Liquidity risk: A bank must have enough cash on hand to meet withdrawal demands while most of its assets are tied up in long-term loans.
For Borrowers
Over-leveraging: Taking on too much debt relative to income. The general guideline: total debt payments (including housing) shouldn’t exceed 36% of gross income.
Variable rate exposure: If a large portion of your debt has variable rates, rising interest rates could strain your budget. Consider your exposure and whether fixing some rates makes sense.
Concentration risk: Having all your debt in one category (e.g., all real estate) means trouble in that sector affects you disproportionately.
Technology and Modern Loan Management
The lending industry has been transformed by technology over the past two decades.
Online lending platforms (LendingTree, SoFi, Rocket Mortgage) have streamlined origination, allowing applications and approvals in hours instead of weeks.
Automated underwriting systems use algorithms and machine learning to evaluate borrower risk faster and more consistently than human underwriters. These systems process hundreds of data points — though they’ve also raised concerns about algorithmic bias in lending.
Loan management software handles servicing at scale. Platforms like Black Knight, Ellie Mae, and FIS track millions of loans, automate payment processing, generate regulatory reports, and flag compliance issues.
Blockchain and smart contracts are beginning to appear in lending — potentially automating loan origination, payment processing, and collateral management through self-executing contracts. This is still early-stage but could significantly reduce costs and processing times.
Open banking APIs allow lenders to access borrower financial data directly (with permission), speeding up income verification and reducing fraud.
Regulatory Environment
Lending is heavily regulated, for good reason — predatory lending practices have historically caused enormous harm.
Truth in Lending Act (TILA): Requires lenders to disclose APR, total costs, and loan terms in a standardized format so borrowers can compare offers.
Equal Credit Opportunity Act (ECOA): Prohibits discrimination in lending based on race, religion, sex, marital status, age, or receipt of public assistance.
Fair Debt Collection Practices Act (FDCPA): Limits what debt collectors can do — no harassment, no deception, no calling at unreasonable hours.
Dodd-Frank Act: Created the Consumer Financial Protection Bureau (CFPB) and imposed stricter standards on mortgage lending after the 2008 crisis.
Community Reinvestment Act (CRA): Requires banks to serve the credit needs of their entire community, including low- and moderate-income neighborhoods.
Understanding these regulations matters whether you’re a borrower (knowing your rights) or working in finance (ensuring compliance).
Common Mistakes in Loan Management
Not shopping around: Interest rates vary significantly between lenders. Getting quotes from 3-5 lenders can save thousands. A 2020 Freddie Mac study found that borrowers who got five mortgage quotes saved an average of $3,000 over those who got just one.
Ignoring the total cost: A lower monthly payment isn’t always a better deal. Extending a loan term from 15 to 30 years roughly doubles the total interest paid. Always look at total cost, not just monthly payment.
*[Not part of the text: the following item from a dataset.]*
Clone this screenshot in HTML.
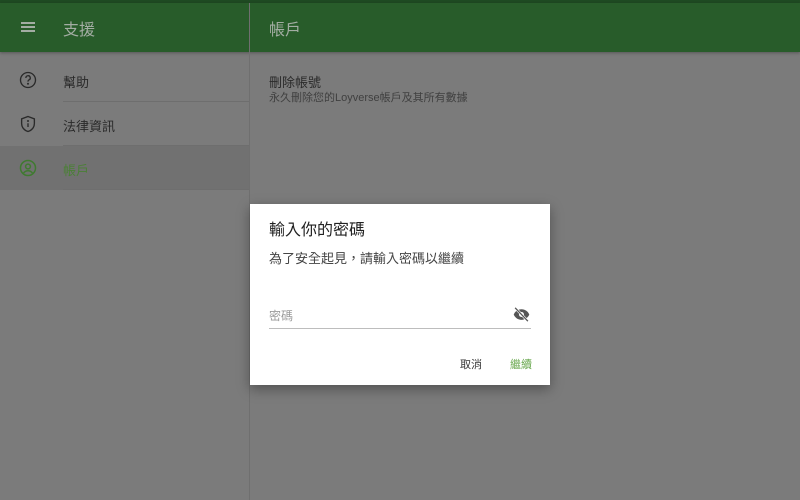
<!DOCTYPE html>
<html><head><meta charset="utf-8">
<style>
*{margin:0;padding:0;box-sizing:border-box}
body{width:800px;height:500px;overflow:hidden;background:#7b7b7b;font-family:"Liberation Sans","Noto Sans CJK TC",sans-serif;position:relative}
.top{position:absolute;left:0;top:0;width:800px;height:3px;background:#1f4a22}
.hdr{position:absolute;left:0;top:3px;width:800px;height:49px;background:#285c2a;box-shadow:0 1px 3px rgba(0,0,0,.3)}
.vdiv{position:absolute;left:249px;top:3px;width:1px;height:497px;background:#6f6f6f}
.hvd{position:absolute;left:249px;top:0;width:1px;height:49px;background:#22502a}
.t{position:absolute;color:#a3ada3;font-size:16px}
.item{position:absolute;left:0;width:249px;height:44px}
.item .lbl{position:absolute;left:63px;top:14px;font-size:13px;color:#2a2a2a}
.item .ln{position:absolute;left:63px;right:0;bottom:0;height:1px;background:#6e6e6e}
.item svg{position:absolute;left:19px;top:13px}
.dlg{position:absolute;left:250px;top:204px;width:300px;height:181px;background:#fff;box-shadow:0 4px 12px rgba(0,0,0,.35)}
</style></head><body>
<div class="top"></div>
<div class="hdr">
 <div class="hvd"></div>
 <div style="position:absolute;left:21px;top:19px;width:14px;height:2px;background:#a3ada3;box-shadow:0 4px 0 #a3ada3,0 8px 0 #a3ada3"></div>
 <div class="t" style="left:63px;top:13px">支援</div>
 <div class="t" style="left:269px;top:13px">帳戶</div>
</div>
<div class="vdiv"></div>
<div class="item" style="top:58px"><svg width="18" height="18" viewBox="0 0 24 24" fill="none" stroke="#2a2a2a" stroke-width="1.8"><circle cx="12" cy="12" r="10"/><path d="M9.2 9.3a2.9 2.9 0 1 1 4 2.6c-.8.4-1.2 1-1.2 1.9v.4"/><circle cx="12" cy="17" r=".5" fill="#2a2a2a"/></svg><div class="lbl">幫助</div><div class="ln"></div></div>
<div class="item" style="top:102px"><svg width="18" height="18" viewBox="0 0 24 24" fill="none" stroke="#2a2a2a" stroke-width="1.8"><path d="M12 2l8.5 3.2v6.3c0 5-3.6 9.2-8.5 10.5-4.9-1.3-8.5-5.5-8.5-10.5V5.2z"/><path d="M12 11v5"/><circle cx="12" cy="8" r=".5" fill="#2a2a2a"/></svg><div class="lbl">法律資訊</div><div class="ln"></div></div>
<div class="item" style="top:146px;background:#717171"><svg width="18" height="18" viewBox="0 0 24 24" fill="none" stroke="#3f7a30" stroke-width="2"><circle cx="12" cy="12" r="10"/><circle cx="12" cy="10" r="3.2"/><path d="M6 18.8c1.6-2.1 3.6-3.2 6-3.2s4.4 1.1 6 3.2"/></svg><div class="lbl" style="color:#4a8035">帳戶</div><div class="ln"></div></div>
<div style="position:absolute;left:269px;top:72px;font-size:13px;color:#2a2a2a">刪除帳號</div>
<div style="position:absolute;left:269px;top:89px;font-size:11px;color:#404040">永久刪除您的Loyverse帳戶及其所有數據</div>
<div class="dlg">
 <div style="position:absolute;left:19px;top:12px;font-size:16px;color:#212121">輸入你的密碼</div>
 <div style="position:absolute;left:19px;top:44px;font-size:13px;color:#444">為了安全起見，請輸入密碼以繼續</div>
 <div style="position:absolute;left:19px;top:103px;font-size:12px;color:#9a9a9a">密碼</div>
 <svg style="position:absolute;left:262px;top:102px" width="19" height="17" viewBox="0 0 24 24"><path fill="#555" d="M12 4.5C7 4.5 2.7 7.6 1 12c1.7 4.4 6 7.5 11 7.5s9.3-3.1 11-7.5c-1.7-4.4-6-7.5-11-7.5z"/><circle cx="12" cy="12" r="3.5" fill="#fff"/><path d="M3 2.5l18 19" stroke="#fff" stroke-width="3.5"/><path d="M3 2.5l18 19" stroke="#555" stroke-width="1.8"/></svg>
 <div style="position:absolute;left:19px;top:124px;width:262px;height:1px;background:#bdbdbd"></div>
 <div style="position:absolute;left:210px;top:152px;font-size:11px;color:#333">取消</div>
 <div style="position:absolute;left:260px;top:152px;font-size:11px;color:#6aa84f">繼續</div>
</div>
</body></html>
Missing the refinancing window: When rates drop significantly below your current rate, failing to refinance leaves money on the table. Set a reminder to check rates periodically.
Borrowing against appreciating assets for depreciating purchases: Taking a home equity loan to buy a boat or go on vacation is borrowing against a long-term asset for short-term consumption. The asset remains but the enjoyment fades while the debt persists.
Not reading the fine print: Prepayment penalties, balloon payments, variable rate caps (or lack thereof), and late fee structures can all contain unpleasant surprises.
Key Takeaways
Loan management spans the entire lifecycle of borrowing — origination, servicing, repayment, and payoff. Understanding how interest compounds, how amortization works, and how different repayment strategies compare can save you extraordinary amounts of money over a lifetime.
For borrowers, the essentials are: shop for the best rate, understand your amortization schedule, consider prepayment when possible, refinance when rates justify it, and never take on more debt than you can comfortably service.
For lenders and the financial industry, effective loan management requires balancing profitability with risk management, regulatory compliance, and customer service — supported by increasingly sophisticated technology.
The simple truth is that most people’s single largest financial decisions involve loans — their mortgage, their student debt, their car payment. Getting loan management right isn’t glamorous, but it’s one of the most consequential financial skills you can develop.
Frequently Asked Questions
What is the difference between a fixed and variable interest rate?
A fixed rate stays the same for the entire loan term, so your monthly payment never changes. A variable (or adjustable) rate can change periodically based on market conditions, meaning your payment could go up or down. Fixed rates provide predictability; variable rates may start lower but carry more risk.
Does paying extra on a loan save money?
Yes, significantly. Extra payments reduce your principal balance faster, which means less interest accrues over the remaining life of the loan. On a 30-year $300,000 mortgage at 6%, paying just $200 extra per month saves over $100,000 in interest and cuts about 7 years off the loan.
What happens if you miss a loan payment?
Missing one payment typically triggers a late fee and may be reported to credit bureaus after 30 days, lowering your credit score. Multiple missed payments can lead to default, which may result in collection actions, wage garnishment, or loss of collateral (foreclosure on a home, repossession of a car).
What is a good debt-to-income ratio?
Most lenders prefer a debt-to-income (DTI) ratio below 36%, with no more than 28% going to housing costs. A DTI above 43% makes it difficult to qualify for most conventional mortgages. Lower is better — it means you have more financial flexibility.